История Хелен Келлер напоминает мне про переживших насилие непослушных, неразговорчивых детей, которые попадают к нам на стационарное лечение. До того, как она овладела языком, она была растерянной и сосредоточенной только на себе – оглядываясь назад, она называет это создание «Призраком». И действительно, наши дети похожи на призраков, пока не узнают, кто они такие, и не почувствуют себя достаточно защищенными, чтобы рассказать про то, что творится у них в душе.
В написанной позже книге «Мир, в котором я живу» Келлер описала рождение у нее индивидуальности: «До того, как со мной стала заниматься моя учительница, я не знала, кто я такая. Я жила в мире пустоты… У меня не было ни воли, ни разума… Я помню все это не потому, что знаю, что так было, а потому что у меня есть тактильная память. Она позволяет мне помнить, что я никогда не морщила свой лоб, задумавшись о чем-то» (9).
Тактильными воспоминаниями Хелен – воспоминаниями, основанными на прикосновении, – было невозможно поделиться. Язык же дал ей возможность стать частью общества. В восьмилетнем возрасте, когда Хелен вместе с Энн отправились в Институт Перкинса для слепых в Бостоне (где училась сама Салливан), она впервые в жизни смогла пообщаться с другими детьми. «Какое же счастье! – написала она. – Свободно говорить с другими детьми! Чувствовать себя как дома в большом мире!»

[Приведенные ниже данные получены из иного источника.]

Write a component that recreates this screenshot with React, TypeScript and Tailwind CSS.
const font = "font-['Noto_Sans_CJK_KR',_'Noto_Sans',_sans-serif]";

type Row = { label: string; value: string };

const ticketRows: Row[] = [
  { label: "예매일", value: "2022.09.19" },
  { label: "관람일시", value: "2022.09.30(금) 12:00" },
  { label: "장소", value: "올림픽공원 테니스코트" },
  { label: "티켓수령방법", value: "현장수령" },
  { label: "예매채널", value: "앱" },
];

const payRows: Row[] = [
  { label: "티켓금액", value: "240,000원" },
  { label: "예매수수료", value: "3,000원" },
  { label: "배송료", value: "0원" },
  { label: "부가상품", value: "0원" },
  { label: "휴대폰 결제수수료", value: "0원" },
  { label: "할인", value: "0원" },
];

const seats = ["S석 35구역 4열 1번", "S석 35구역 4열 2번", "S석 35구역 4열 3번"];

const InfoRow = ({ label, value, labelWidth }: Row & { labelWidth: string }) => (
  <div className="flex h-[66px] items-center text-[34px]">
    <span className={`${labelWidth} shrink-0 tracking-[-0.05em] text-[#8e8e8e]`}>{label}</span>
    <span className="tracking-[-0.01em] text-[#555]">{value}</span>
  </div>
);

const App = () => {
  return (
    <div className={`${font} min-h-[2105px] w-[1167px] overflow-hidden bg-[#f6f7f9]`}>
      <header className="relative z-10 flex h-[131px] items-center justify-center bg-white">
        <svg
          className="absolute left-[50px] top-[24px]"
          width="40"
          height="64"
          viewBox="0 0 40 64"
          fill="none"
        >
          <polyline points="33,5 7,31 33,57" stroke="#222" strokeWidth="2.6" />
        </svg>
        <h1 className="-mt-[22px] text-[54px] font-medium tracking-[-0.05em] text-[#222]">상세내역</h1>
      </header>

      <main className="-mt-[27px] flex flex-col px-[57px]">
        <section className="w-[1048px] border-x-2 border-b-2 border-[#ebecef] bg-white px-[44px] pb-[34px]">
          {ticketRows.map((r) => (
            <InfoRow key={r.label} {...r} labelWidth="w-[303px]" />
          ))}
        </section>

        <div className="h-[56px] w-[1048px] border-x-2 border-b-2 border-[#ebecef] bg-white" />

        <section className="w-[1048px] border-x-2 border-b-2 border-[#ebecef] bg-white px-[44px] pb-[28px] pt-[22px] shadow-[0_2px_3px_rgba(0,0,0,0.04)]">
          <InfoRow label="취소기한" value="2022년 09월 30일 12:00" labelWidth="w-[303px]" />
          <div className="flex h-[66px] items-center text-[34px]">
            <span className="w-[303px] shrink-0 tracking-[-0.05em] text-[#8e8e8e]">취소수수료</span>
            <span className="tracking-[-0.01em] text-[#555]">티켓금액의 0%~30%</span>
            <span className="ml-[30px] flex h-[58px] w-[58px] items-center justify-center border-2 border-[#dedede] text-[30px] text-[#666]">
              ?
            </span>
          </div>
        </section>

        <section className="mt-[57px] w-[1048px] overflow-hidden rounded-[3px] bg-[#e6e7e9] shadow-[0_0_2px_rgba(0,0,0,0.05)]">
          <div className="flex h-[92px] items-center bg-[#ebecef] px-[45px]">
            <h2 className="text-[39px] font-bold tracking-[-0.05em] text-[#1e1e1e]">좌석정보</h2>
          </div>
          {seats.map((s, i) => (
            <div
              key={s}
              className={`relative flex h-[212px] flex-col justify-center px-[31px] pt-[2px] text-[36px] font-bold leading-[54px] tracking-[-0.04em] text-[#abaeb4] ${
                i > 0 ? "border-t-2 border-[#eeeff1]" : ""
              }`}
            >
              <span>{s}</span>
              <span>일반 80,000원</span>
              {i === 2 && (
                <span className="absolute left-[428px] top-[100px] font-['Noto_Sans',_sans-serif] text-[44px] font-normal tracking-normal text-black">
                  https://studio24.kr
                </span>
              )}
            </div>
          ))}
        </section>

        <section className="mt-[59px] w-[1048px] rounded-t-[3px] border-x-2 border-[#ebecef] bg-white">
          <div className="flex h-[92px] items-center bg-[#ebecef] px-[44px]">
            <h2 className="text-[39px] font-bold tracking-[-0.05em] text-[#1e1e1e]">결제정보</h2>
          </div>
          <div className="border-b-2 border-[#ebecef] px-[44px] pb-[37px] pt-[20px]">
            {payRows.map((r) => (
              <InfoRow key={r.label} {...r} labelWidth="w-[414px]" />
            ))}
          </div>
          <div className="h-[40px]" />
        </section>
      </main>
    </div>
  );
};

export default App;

То, как Хелен с помощью Энн Салливан открыла для себя язык, отражает суть отношений между психотерапевтом и пациентом, которая состоит в поиске слов там, где их раньше не было, с дальнейшей целью поделиться с другим человеком своими самыми глубокими чувствами и своей самой глубокой болью. Это одно из самых глубоких переживаний, которые может испытать человек, и этот резонанс, позволяющий обнаружить, произнести и услышать прежде невысказанные слова, является ключом к исправлению созданного травмой чувства изоляции – особенно если другие люди в нашей жизни игнорировали или заставляли нас молчать. Полноценное общение – прямая противоположность психологической травмы.
На деле, однако, любой, кто начинает посещать психотерапевта, практически сразу же сталкивается с ограничениями, которые создает для нас язык. Так происходит и с моим собственным психоанализом. Хотя я говорю свободно и могу рассказать интересные истории, я быстро осознал, насколько тяжело глубоко ощущать свои чувства, одновременно делиться ими с кем-то другим. Когда я устанавливал контакт с самыми сокровенными, болезненными или обескураживающими моментами своей жизни, передо мной зачастую вставал выбор: я мог либо сосредоточиться на повторном мысленном переживании сцен из прошлого, позволив себе почувствовать то, что я чувствовал тогда, либо мог последовательно и логично изложить воспоминания своему психоаналитику. Выбирая второй вариант, я быстро терял контакт со своим «Я» и становился сосредоточенным на его мнении о том, что я ему рассказывал. При малейшем намеке на сомнение или осуждение с его стороны я тут же закрывался, переключая свое внимание на то, чтобы вновь добиться его одобрения.